📑 On Randomized Trials and Medicine

Liked On Randomized Trials and Medicine by zeynep (Insight)

In reality, while opposing masks has now become an ideological component of pandemic-denialism, some the problems I outline above permeate not just supporters of this president, but much of Western medical establishment as well. This is also why the instruction to “just follow the science” isn’t enough to address this pandemic. Yes, we should absolutely follow the science, but here’s the awful truth: we do not have a “science” that is fully up to the challenge, especially when it comes to understanding the intersection between human behavior and the pandemic, and the many complications and twists of the failings of our expert communities and how they relate to society. That task remains ahead of us.

Zeynep Tufekci explains why just ‘following the science’ is not enough. A part of the problem are the limitations to what can be measured when it comes to randomized trials.
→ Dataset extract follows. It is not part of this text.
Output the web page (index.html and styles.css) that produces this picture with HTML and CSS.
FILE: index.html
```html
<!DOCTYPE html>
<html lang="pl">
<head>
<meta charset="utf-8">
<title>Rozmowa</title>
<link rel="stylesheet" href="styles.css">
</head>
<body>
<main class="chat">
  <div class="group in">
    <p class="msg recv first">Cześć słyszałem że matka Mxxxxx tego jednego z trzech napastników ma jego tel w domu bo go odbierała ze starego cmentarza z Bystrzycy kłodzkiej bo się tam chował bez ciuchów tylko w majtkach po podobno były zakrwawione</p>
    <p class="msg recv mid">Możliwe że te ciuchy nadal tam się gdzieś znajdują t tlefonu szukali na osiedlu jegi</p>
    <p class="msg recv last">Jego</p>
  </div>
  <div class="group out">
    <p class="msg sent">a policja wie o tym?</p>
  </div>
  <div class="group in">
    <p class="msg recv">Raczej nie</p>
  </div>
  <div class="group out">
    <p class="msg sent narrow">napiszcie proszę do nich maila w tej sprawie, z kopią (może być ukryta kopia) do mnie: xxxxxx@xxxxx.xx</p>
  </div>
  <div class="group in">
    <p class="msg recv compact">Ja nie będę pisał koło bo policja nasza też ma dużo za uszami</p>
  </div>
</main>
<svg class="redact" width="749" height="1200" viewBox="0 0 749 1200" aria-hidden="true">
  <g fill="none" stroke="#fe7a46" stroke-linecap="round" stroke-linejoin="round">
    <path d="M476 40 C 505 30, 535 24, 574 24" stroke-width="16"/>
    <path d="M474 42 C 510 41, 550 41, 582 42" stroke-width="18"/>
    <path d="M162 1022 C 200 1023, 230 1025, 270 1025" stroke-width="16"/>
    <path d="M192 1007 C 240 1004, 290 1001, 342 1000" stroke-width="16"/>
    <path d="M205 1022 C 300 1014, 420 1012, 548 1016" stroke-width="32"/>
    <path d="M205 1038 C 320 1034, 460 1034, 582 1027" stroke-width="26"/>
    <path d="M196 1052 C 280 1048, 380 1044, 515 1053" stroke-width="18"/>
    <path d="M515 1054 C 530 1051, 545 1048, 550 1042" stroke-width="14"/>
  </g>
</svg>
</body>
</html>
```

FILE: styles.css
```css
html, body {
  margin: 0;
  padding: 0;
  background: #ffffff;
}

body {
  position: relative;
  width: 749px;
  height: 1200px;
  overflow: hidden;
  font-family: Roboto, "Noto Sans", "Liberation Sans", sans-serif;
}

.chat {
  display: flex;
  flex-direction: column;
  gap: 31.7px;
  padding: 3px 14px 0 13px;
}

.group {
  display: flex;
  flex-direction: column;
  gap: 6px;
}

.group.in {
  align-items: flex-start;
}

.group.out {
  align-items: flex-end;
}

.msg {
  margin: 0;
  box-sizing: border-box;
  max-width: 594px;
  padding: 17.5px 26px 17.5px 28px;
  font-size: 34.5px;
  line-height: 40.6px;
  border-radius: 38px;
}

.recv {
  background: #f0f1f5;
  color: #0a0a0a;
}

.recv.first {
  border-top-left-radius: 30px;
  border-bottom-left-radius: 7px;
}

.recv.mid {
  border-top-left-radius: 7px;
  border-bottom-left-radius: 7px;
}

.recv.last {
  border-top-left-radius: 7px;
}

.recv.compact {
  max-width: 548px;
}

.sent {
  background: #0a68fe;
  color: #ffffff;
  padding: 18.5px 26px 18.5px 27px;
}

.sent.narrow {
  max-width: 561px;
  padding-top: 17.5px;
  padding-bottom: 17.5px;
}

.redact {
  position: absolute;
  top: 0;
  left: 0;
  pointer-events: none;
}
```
The demand for a randomized trial proving the benefits to mask-wearers rests on one of the most important but least understood facts about why we started recommending masks in the first place: to prevent disease transmission to others. Mask-wearing is not an individual benefit, it’s a community benefit. Further, this discussion reveals some of the underlying reasons for our feeble response to this pandemic: reasons that go beyond the obvious and many failures of the OUTGOING (!) administration.
To have a proper study for masks for source-control, we’d need to enroll communities and do a cluster randomized study—comparing communities, not just individuals. That is both difficult and also with much less explanatory power than one would hope since pathogen is also overdispersed: some people get hit badly by the disease just by chance. That makes causal inference harder.